The Ion beam enhanced deposition (IBED) process is a new metal coating process that can be used to effectively coat tableting punches and dies with a variety of hard, wear and corrosion resistant coatings. IBED coating technology is ideal for use on tableting tooling and has two main advantages over conventional metal coating methods:

1.) IBED coatings can be applied at temperatures that do not exceed 150 degrees Fahrenheit, thus maintaining the original integrity of the tooling, including exact dimensions and bulk hardness.
2.) IBED coatings replicate the tooling's original surface finish exactly, thus eliminating the need for post-coating repolishing.

Unlike conventional electro- chrome plating or high-temperature china powder coating processes, IBED is entirely a physical process (chrome plating and vacuum coating are chemical and thermal processes, respectively). Ion beam enhanced deposition processing combines the benefits of thermal diffusion processing and conventional coating technologies because the coating atoms first penetrate into the substrate to form a case layer in the surface, and then are grown out from this case layer as a thick coating. Driven in kinetically instead of thermally, IBED coatings are "ballistically bonded" to the substrate, thus forming a metallurgical bond that is much stronger than a mechanical or chemical bond.
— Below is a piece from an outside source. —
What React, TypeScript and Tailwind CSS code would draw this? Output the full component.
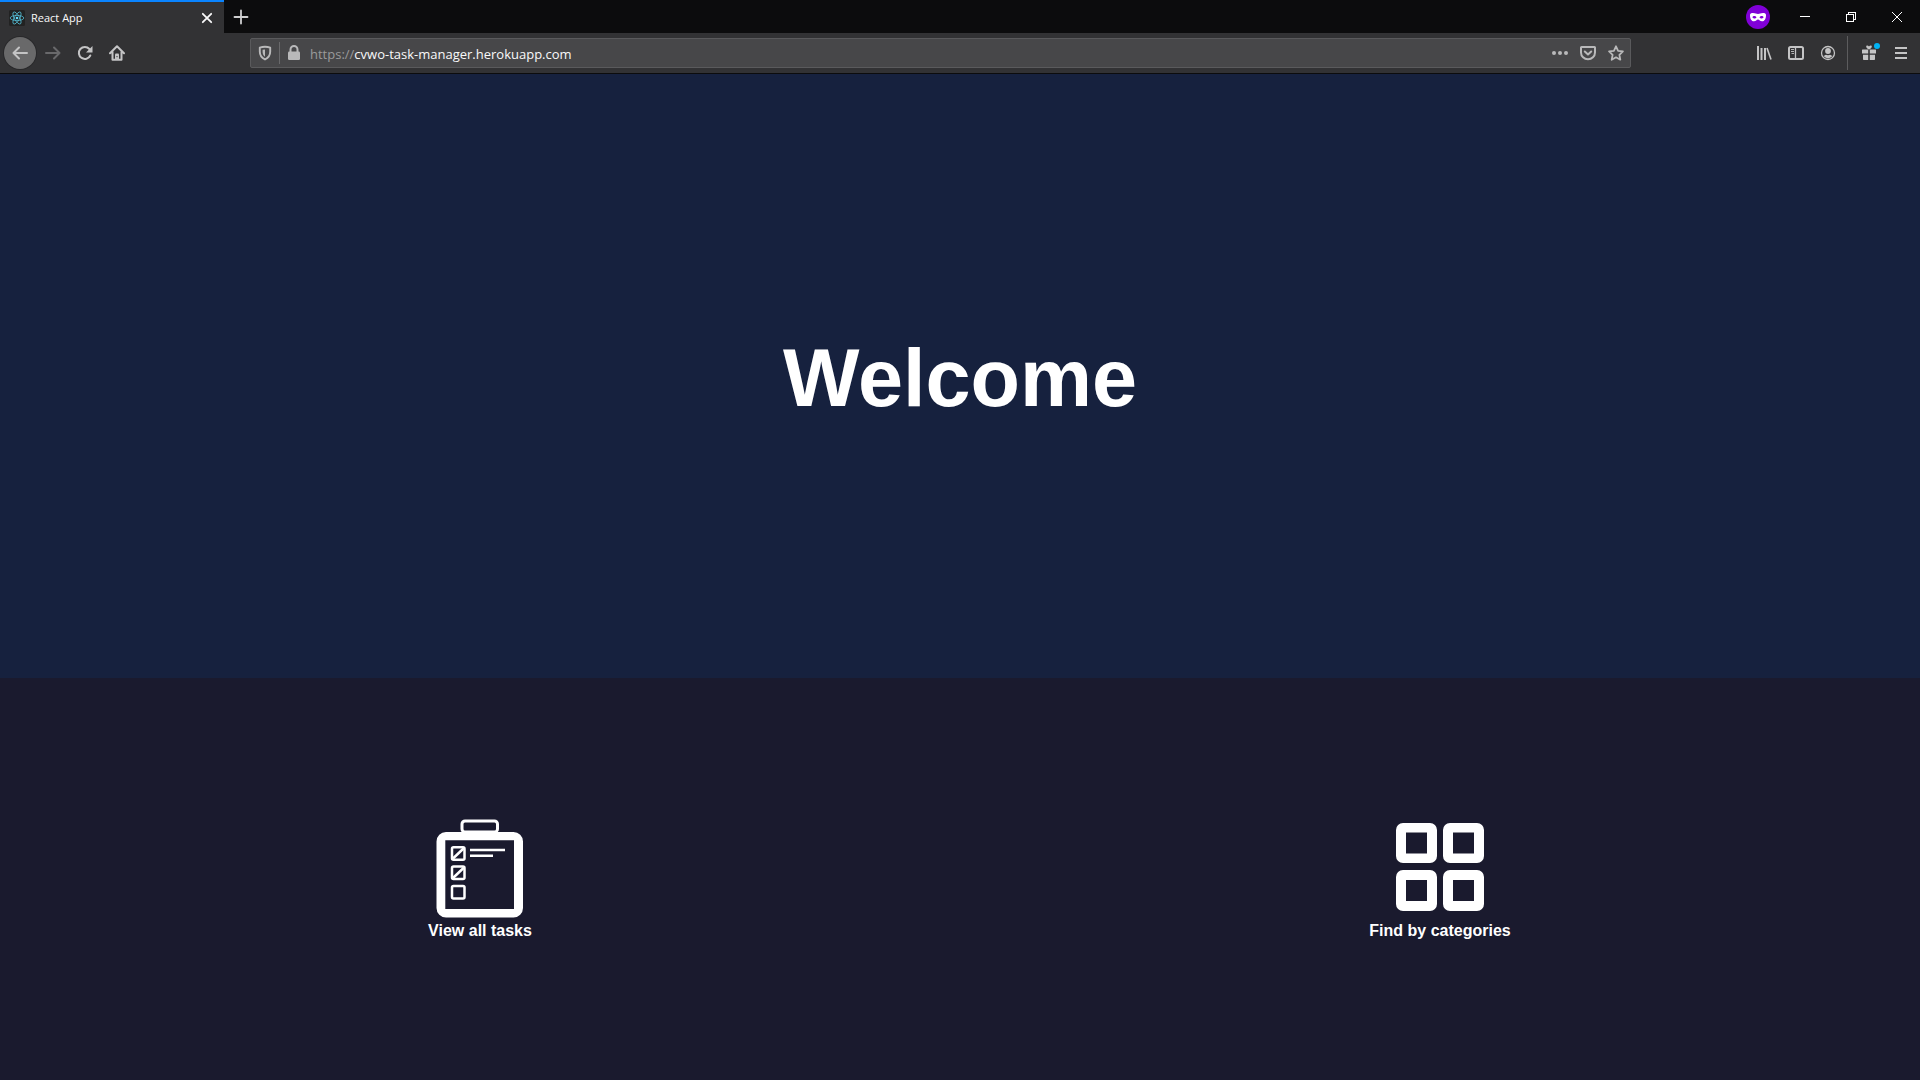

The IBED coating process is implemented by the simultaneous bombardment of a growing coating with an independently controllable beam of energetic atomic particles. The growing coating is generated either by vacuum evaporation or ion beam sputtering. The independent beam of particles consists primarily of charged atoms (ions) extracted at high energy from a broad beam ion source. Beams of either inert species (Ne+, Ar+, or Kr+) or reactive species (N+ or O+) can be utilized for the process.